Collected data:
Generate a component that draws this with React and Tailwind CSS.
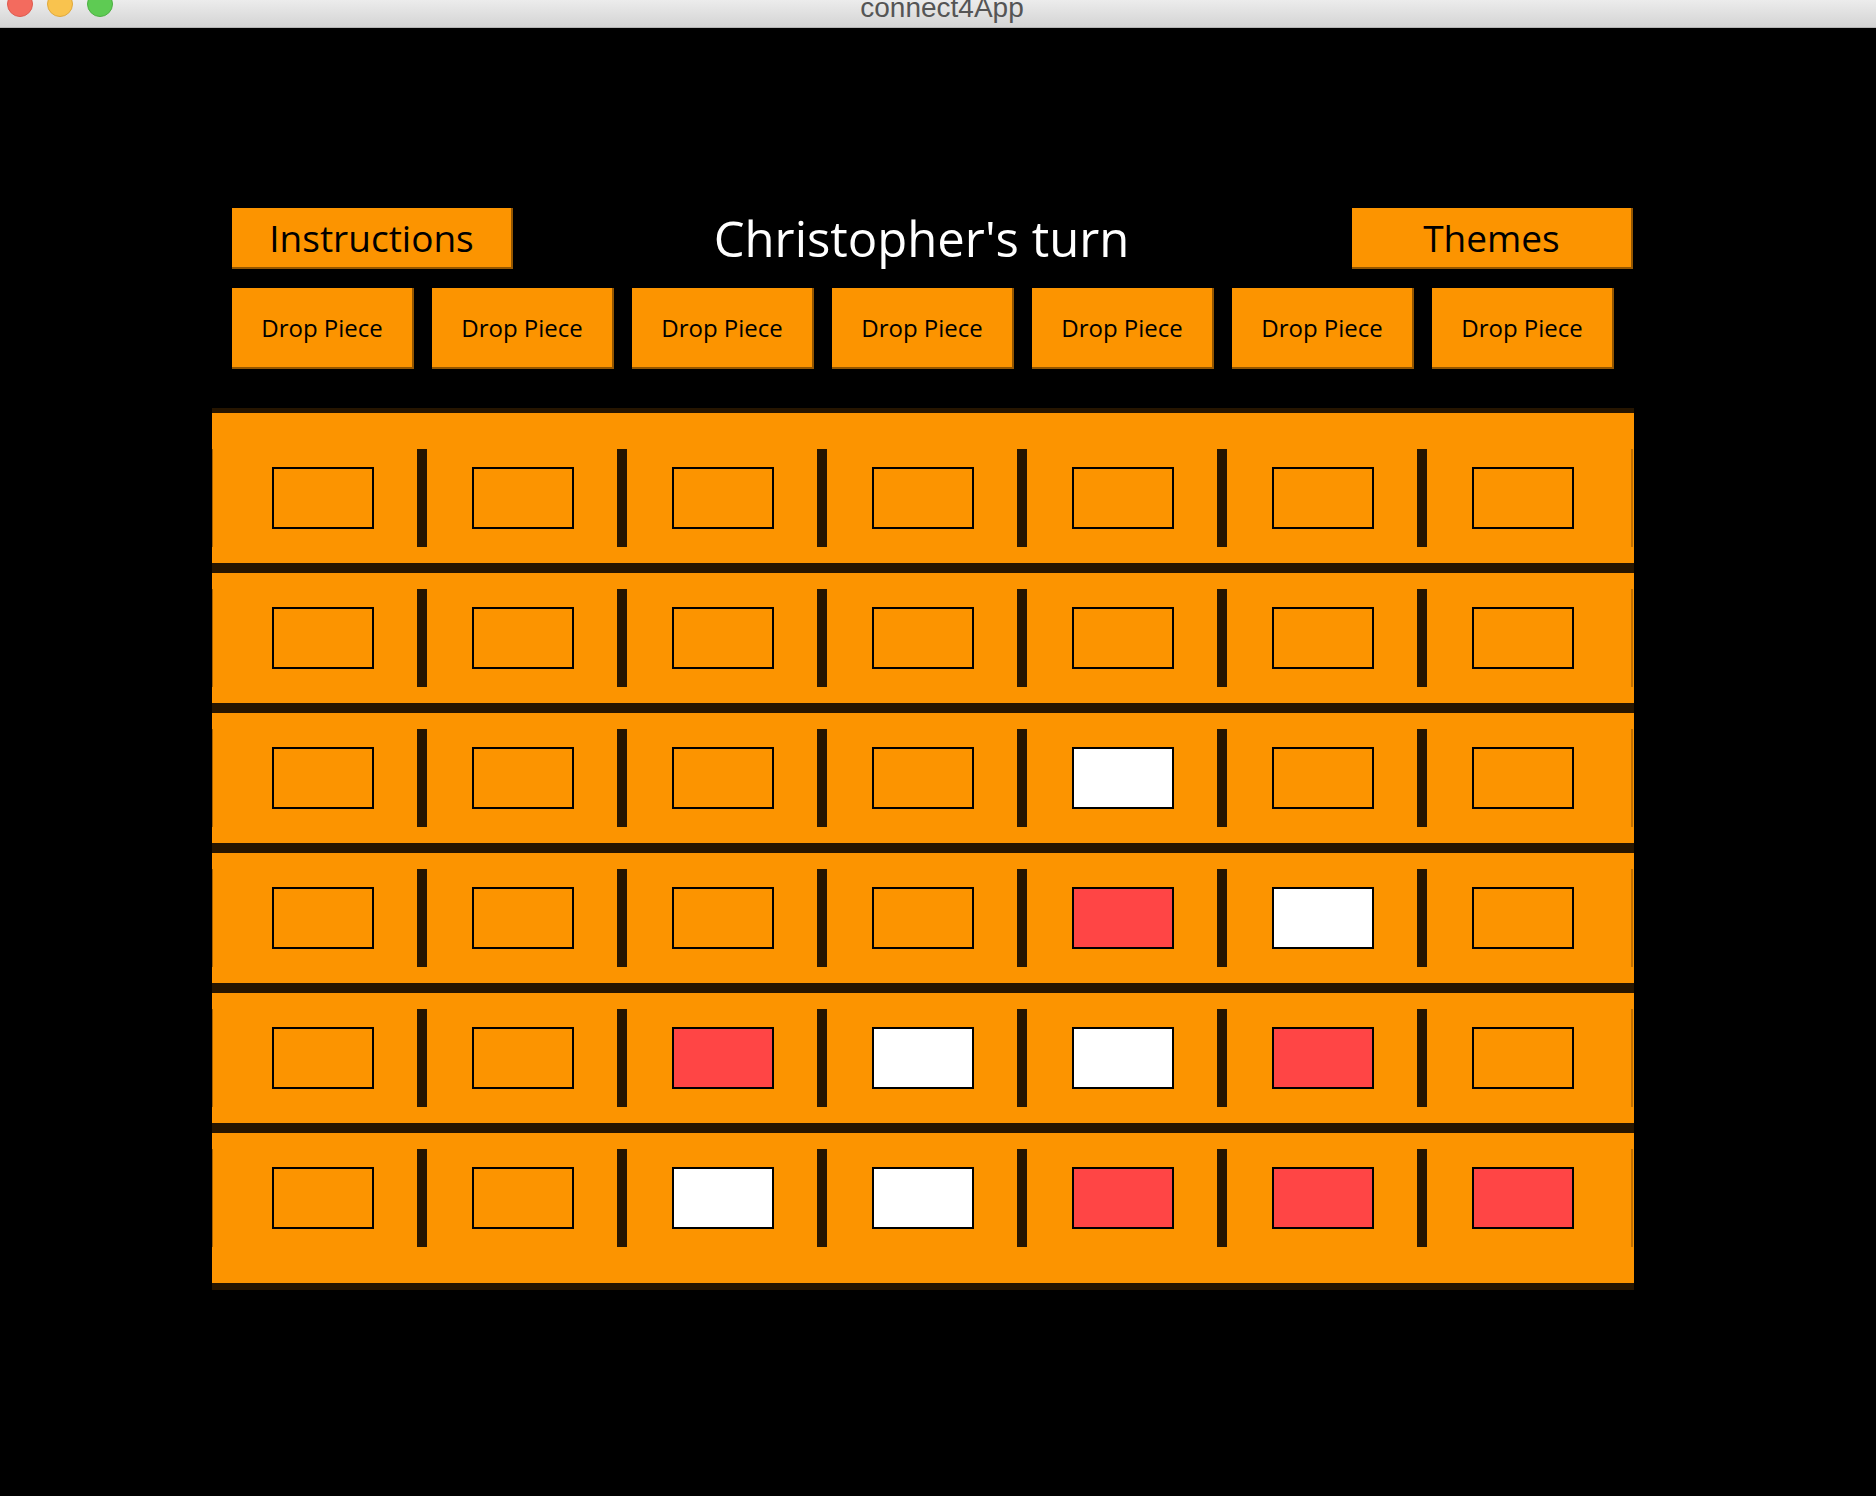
import React from "react";

const board = [
  ["", "", "", "", "", "", ""],
  ["", "", "", "", "", "", ""],
  ["", "", "", "", "w", "", ""],
  ["", "", "", "", "r", "w", ""],
  ["", "", "r", "w", "w", "r", ""],
  ["", "", "w", "w", "r", "r", "r"],
];

const Cell = ({ v }) => {
  const bg = v === "r" ? "bg-[#ff4545]" : v === "w" ? "bg-white" : "bg-[#fc9400]";
  return <div className={`w-[102px] h-[62px] border-2 border-black shrink-0 ${bg}`} />;
};

const Row = ({ cells }) => (
  <div className="h-[130px] flex items-center">
    <div className="w-px h-[98px] bg-[#a86200] shrink-0" />
    <div className="w-[59px] shrink-0" />
    {cells.map((v, i) => (
      <React.Fragment key={i}>
        <Cell v={v} />
        {i < 6 && (
          <>
            <div className="w-[43px] shrink-0" />
            <div className="w-[10px] h-[98px] bg-[#261500] shrink-0" />
            <div className="w-[45px] shrink-0" />
          </>
        )}
      </React.Fragment>
    ))}
    <div className="w-[57px] shrink-0" />
    <div className="w-[2px] h-[98px] bg-[#c27000] shrink-0" />
  </div>
);

export default function App() {
  return (
    <div className="w-[1876px] h-[1496px] bg-black overflow-hidden" style={{ fontFamily: "'Open Sans', sans-serif" }}>
      {/* title bar */}
      <div className="relative h-[28px] bg-gradient-to-b from-[#ececec] to-[#d4d4d4] border-b border-[#b5b5b5] overflow-hidden flex justify-center">
        <div className="absolute left-[7px] -top-[9px] flex gap-[14px]">
          <div className="w-[26px] h-[26px] rounded-full bg-[#f36b5e] border border-[#de5a4e]" />
          <div className="w-[26px] h-[26px] rounded-full bg-[#f9c34e] border border-[#e0a93b]" />
          <div className="w-[26px] h-[26px] rounded-full bg-[#5ecb53] border border-[#4cb042]" />
        </div>
        <span
          className="text-[28px] leading-[28px] text-[#555] -mt-[6px] ml-[8px]"
          style={{ fontFamily: "'Liberation Sans', Arial, sans-serif" }}
        >
          connect4App
        </span>
      </div>

      <div className="ml-[212px] w-[1422px]">
        {/* header */}
        <div className="mt-[180px] ml-[20px] w-[1401px] flex items-center">
          <button className="w-[281px] h-[61px] bg-[#fc9400] border-r-2 border-b-2 border-[#945600] flex items-center justify-center text-[37px] leading-none text-black">
            Instructions
          </button>
          <div className="flex-1 text-center text-white text-[49px] leading-none pr-[22px]">
            Christopher's turn
          </div>
          <button className="w-[281px] h-[61px] bg-[#fc9400] border-r-2 border-b-2 border-[#945600] flex items-center justify-center text-[37px] leading-none text-black">
            Themes
          </button>
        </div>

        {/* drop buttons */}
        <div className="mt-[19px] ml-[20px] flex gap-[18px]">
          {Array.from({ length: 7 }).map((_, i) => (
            <button
              key={i}
              className="w-[182px] h-[81px] bg-[#fc9400] border-r-2 border-b-2 border-[#945600] flex items-center justify-center text-[24px] leading-none text-black"
            >
              Drop Piece
            </button>
          ))}
        </div>

        {/* board */}
        <div className="mt-[39px] bg-[#fc9400] border-t-[5px] border-b-[7px] border-[#261500] py-[20px]">
          {board.map((r, i) => (
            <React.Fragment key={i}>
              {i > 0 && <div className="h-[10px] bg-[#261500]" />}
              <Row cells={r} />
            </React.Fragment>
          ))}
        </div>
      </div>
    </div>
  );
}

Direction: Lines of the listing that contain the word "React" are to be counted; report only their number.

Answer to this task: 6